Da martedì, giorno dell’importante e utilissimo convegno sulla nuova carta di identità della Rai per il rinnovo della concessione di servizio pubblico, ogni giorno, più volte al giorno, mi scopro a domandarmi perché di certi eventi non se ne stia occupandola Rai. Miviene da dire “noi”, perché da più di 30 anni vivo la Rai con questo sentire e sarà così fino all’ultimo giorno di lavoro. Se vogliamo che nel 2016 la concessione torni in esclusiva alla Rai e ridisegni un vero e forte multimedia broadcaster pubblico per gli anni a venire, dobbiamo ragionare su tre parametri: i conti economici e la tenuta finanziaria dell’azienda, la leadership tecnologica e l’esclusività dei contenuti del prodotto. Sui primi due punti questo gruppo dirigente sta lavorando sul serio e tutti noi direttori abbiamo il dovere di spendere le nostre migliori energie per conseguirei questi obiettivi.
Sull’aspetto dei contenuti, invece, mi vengono continui pensieri: non capisco perché non abbiamo sollevato noi lo scandalo dei bronzi di Riace abbandonati e non visibili da quattro anni e perché non siamo lì, ogni giorno, con la nostra sede regionale a denunciare questo autentico attentato al patrimonio artistico e alla cultura mondiale. Non capisco perché non abbiamo già aperto alcune edizioni di un telegiornale in diretta da Lampedusa e abbiamo smesso da tempo di raccontare il dramma dei profughi che ora, dopo le vicende egiziane, assumerà di nuovo dimensioni eclatanti e che straordinariamente papa Francesco ha scelto come luogo del suo primo pellegrinaggio pastorale. Non capisco perché nessuno inventa dei programmi divertenti, con conduttori noti, giovani e meno giovani, in grado di fare anche dei giochi e delle applicazioni via web, comunque vero intrattenimento, affrontando aspetti fondamentali per l’interesse della nostra società come, ad esempio, educare gli italiani a usare proprio il web.

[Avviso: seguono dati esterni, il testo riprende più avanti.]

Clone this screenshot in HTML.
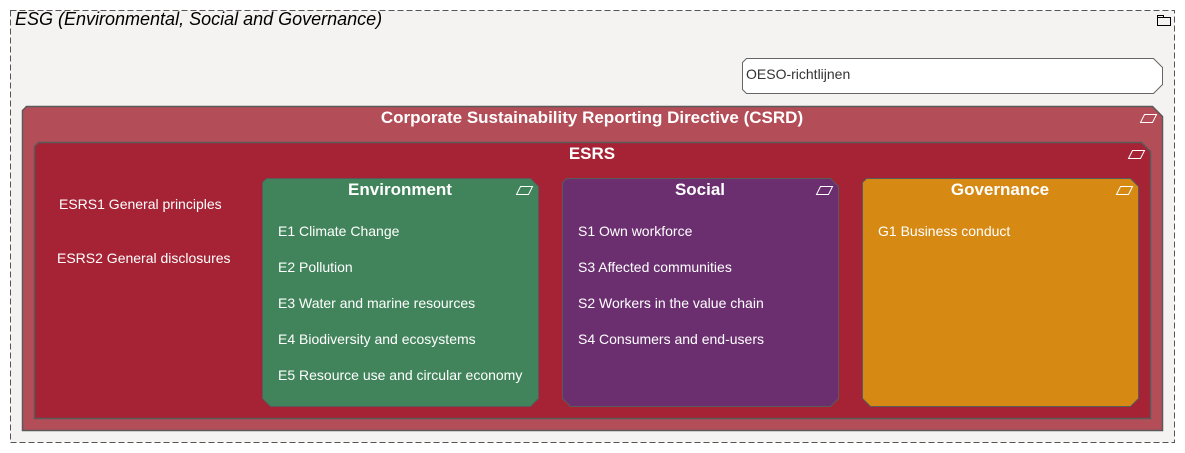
<!DOCTYPE html>
<html><head><meta charset="utf-8"><style>
body{margin:0;width:1185px;height:453px;background:#fff;position:relative;overflow:hidden;font-family:"Liberation Sans",sans-serif}
.t{position:absolute;color:#fff;font-size:14px;white-space:nowrap}
.h{position:absolute;color:#fff;font-size:17px;font-weight:bold;text-align:center}
</style></head><body>
<svg width="1185" height="453" style="position:absolute;left:0;top:0">
<rect x="10.5" y="10.5" width="1164" height="432" fill="#f4f3f1" stroke="#555" stroke-dasharray="6,3"/>
<rect x="1157.5" y="17.5" width="13" height="8" fill="none" stroke="#000"/><path d="M1157.5 17.5v-2h6v2" fill="none" stroke="#000"/>
<polygon points="746.5,58.5 1153.5,58.5 1162.5,67.5 1162.5,84.5 1153.5,93.5 746.5,93.5 742.5,89.5 742.5,62.5" fill="#fff" stroke="#666"/>
<polygon points="26.5,106.5 1152.5,106.5 1162.5,116.5 1162.5,430.5 22.5,430.5 22.5,110.5" fill="#b34d57" stroke="#5a5a5a" stroke-width="1.5"/>
<polygon points="38.5,142.5 1141.5,142.5 1150.5,151.5 1150.5,418.5 34.5,418.5 34.5,146.5" fill="#a52335" stroke="#5a5a5a" stroke-width="1.5"/>
<polygon points="266.5,178.5 530.5,178.5 538.5,186.5 538.5,398.5 530.5,406.5 270.5,406.5 262.5,398.5 262.5,182.5" fill="#41845b" stroke="#5a5a5a"/>
<polygon points="566.5,178.5 830.5,178.5 838.5,186.5 838.5,398.5 830.5,406.5 570.5,406.5 562.5,398.5 562.5,182.5" fill="#6b2f70" stroke="#5a5a5a"/>
<polygon points="866.5,178.5 1130.5,178.5 1138.5,186.5 1138.5,398.5 1130.5,406.5 870.5,406.5 862.5,398.5 862.5,182.5" fill="#d78a13" stroke="#5a5a5a"/>
<g fill="none" stroke="#fff" stroke-width="1">
<polygon points="1144.5,114.5 1156.5,114.5 1152.5,122.5 1140.5,122.5"/>
<polygon points="1132.5,150.5 1144.5,150.5 1140.5,158.5 1128.5,158.5"/>
<polygon points="520.5,186.5 532.5,186.5 528.5,194.5 516.5,194.5"/>
<polygon points="820.5,186.5 832.5,186.5 828.5,194.5 816.5,194.5"/>
<polygon points="1120.5,186.5 1132.5,186.5 1128.5,194.5 1116.5,194.5"/>
</g>
</svg>
<div style="position:absolute;left:15px;top:9px;font-size:18px;font-style:italic;color:#000">ESG (Environmental, Social and Governance)</div>
<div class="t" style="left:746px;top:66px;color:#333">OESO-richtlijnen</div>
<div class="h" style="left:22px;width:1140px;top:108px">Corporate Sustainability Reporting Directive (CSRD)</div>
<div class="h" style="left:34px;width:1116px;top:144px">ESRS</div>
<div class="h" style="left:262px;width:276px;top:180px">Environment</div>
<div class="h" style="left:562px;width:276px;top:180px">Social</div>
<div class="h" style="left:862px;width:276px;top:180px">Governance</div>
<div class="t" style="left:59px;top:196px">ESRS1 General principles</div>
<div class="t" style="left:57px;top:250px">ESRS2 General disclosures</div>
<div class="t" style="left:278px;top:223px">E1 Climate Change</div>
<div class="t" style="left:278px;top:259px">E2 Pollution</div>
<div class="t" style="left:278px;top:295px">E3 Water and marine resources</div>
<div class="t" style="left:278px;top:331px">E4 Biodiversity and ecosystems</div>
<div class="t" style="left:278px;top:367px">E5 Resource use and circular economy</div>
<div class="t" style="left:578px;top:223px">S1 Own workforce</div>
<div class="t" style="left:578px;top:259px">S3 Affected communities</div>
<div class="t" style="left:578px;top:295px">S2 Workers in the value chain</div>
<div class="t" style="left:578px;top:331px">S4 Consumers and end-users</div>
<div class="t" style="left:878px;top:223px">G1 Business conduct</div>
</body></html>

Vi sembra strano? Pensateci bene: quante volte a ognuno di noi si intasa la posta perché frotte di utenti di internet che della rete ignorano tutto inviano enormi quantità di mail con figurine, cartoline, video, foto e audio che non servono a niente? Quante persone usano degli anti spam? Quanti sanno che se sei su un social network devi dare per scontato che la tua privacy è ridotta e che si è tracciabili in qualsiasi momento? E quanti, ancora, usano i cellulari in tutte le loro potenzialità e non al massimo al 10%, in un paese che ha il più alto numero di cellulari pro capite in Europa?
Educare. Non è una brutta parola, è una parola bella e importante. Oggi, tanto per citare quello che citano tutti, non serve il maestro Manzi che insegni l’italiano, ma uno stuolo di maestri Manzi che spieghino le tecnologie, che sensibilizzino ai problemi dell’ambiente, dell’energia, dei consumi intelligenti. Anche per risparmiare, certo. Ma forse soprattutto per fare di tutti noi una società più evoluta, più colta, più giusta. Non capisco perché nessuna rete o canale o telegiornale faccia un autentico viaggio nella realtà femminile nell’Italia di oggi, noi, che negli anni ’60 e ‘70, avevamo il coraggio di essere una Rai molto democristiana che però raccontava “la donna che lavora” (era il 1959!), le donne vittime di violenze e chiuse nei manicomi prima della legge Basaglia (Fatua, incongrua, scucita, 1976) e le battaglie femministe più radicali (Si dice donna, 1977-1981).
Non capisco perché non seguiamo le piccole grandi realtà economiche che faticosamente ancora funzionano, o il ritorno dei giovani all’agricoltura, o il sacrificio degli insegnanti che portano da casa il loro PC portatile e un monitor per fare una lezione “contemporanea” ad alunni che sono entrati alle 8 portandosi da casa la carta igienica per il bagno. La vita vera, il racconto, la formazione non scolastica ma sociale, i problemi e le soluzioni, tutto questo può fare il servizio pubblico declinandolo sulla TV, nella radio, sul web, sugli I Pad. Lo può fare, già oggi. Lo dovrà fare domani. Ci sono certamente mille idee, mille format, mille soluzioni di successo che in tanti saprebbero e sapranno fare. Il prodotto della Rai è ciò che va in onda, dovunque lo si veda, anche su un cellulare fatto ad orologio da polso, come già succede in Cina. Adesso che sul 2016 si comincia a ragionare con buona volontà da parte di molti, apriamo la discussione su quali contenuti deve avere il servizio pubblico e su come e dove deve renderli fruibili agli utenti.